Der dadurch erzeugte Wasserstoff soll Teil der „Tankstelle der Zukunft“ werden, dem Mobilitätskonzept des Rüsdorfer Kamps: Zapfsäulen für wasserstoffbetriebene Fahrzeuge sorgen zusammen mit Elektro-Ladesäulen dafür, dass der Stadtteil nutzerfreundlich klimaneutral wird.

Ein besonderer Aspekt des Projekts ist die partizipative Forschung. Dazu gab es in den vergangenen Jahren verschiedene Bürgerbeteiligungsformate, wie Struve sagt: „Es gab Vorträge, Diskussionen, Workshops sowie Befragungen.“ Dieser Ansatz sei wichtig, um sich ein Bild vom Quartier und den Be­woh­ne­r:in­nen zu machen. Dabei kam auch ein digitaler Planungstisch zum Einsatz, an dem Bür­ge­r:in­nen nach dem Prinzip „Was passiert, wenn …“ Veränderungen im Quartier simulieren konnten.

Forschung öffentlich

Letztlich sei es aber häufig um die Kostenfrage gegangen. „Als der Öl- und Gaspreis vor ein paar Jahren noch sehr niedrig war, ist es uns schwer gefallen, eine zwar regenerative, aber auch etwas teurere Lösung anzubieten“, sagt Struve. Das habe sich mit der Kostensteigerung der vergangenen Monate geändert.

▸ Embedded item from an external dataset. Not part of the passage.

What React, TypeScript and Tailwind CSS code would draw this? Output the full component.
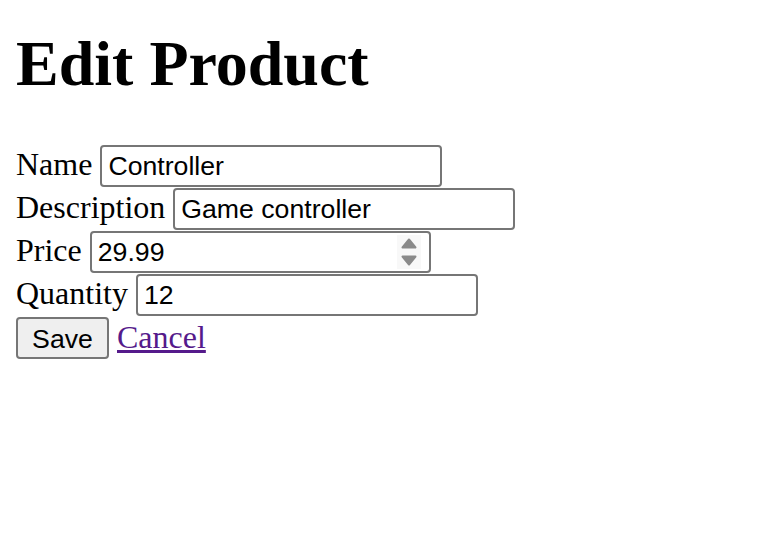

Das Projekt Quarree100 steht in Kontakt zu sechs weiteren Partnerprojekten aus der Förderinitiative des Bundes. Der regelmäßige Austausch sei sehr wichtig, auch wenn die Quartiere teilweise sehr unterschiedlich sind. „Der Ansatz soll zu 100 Prozent übertragbar sein“, sagt Struve.

Auch deshalb ist die Forschung öffentlich einsehbar. „Wir setzen auf Open Science. Unsere Modelle sind frei verfügbar, andere können sie nutzen und nach ihren Bedürfnissen weiterentwickeln“, sagt Meyer. „Je mehr daran arbeiten und ihre Ideen einbringen, desto besser!“

Um das Projekt umzusetzen, ist laut Struve ein zweistelliger Millionenbetrag nötig. Vor einigen Wochen sei ein privatwirtschaftliches Unternehmen gefunden worden, mit dem gemeinsam die Umsetzung und der Betrieb des Energiesystems forciert werden soll. Das Team vom Quarree100 wird weiterhin beteiligt sein, um die Forschungsergebnisse und das planerische Wissen einfließen zu lassen.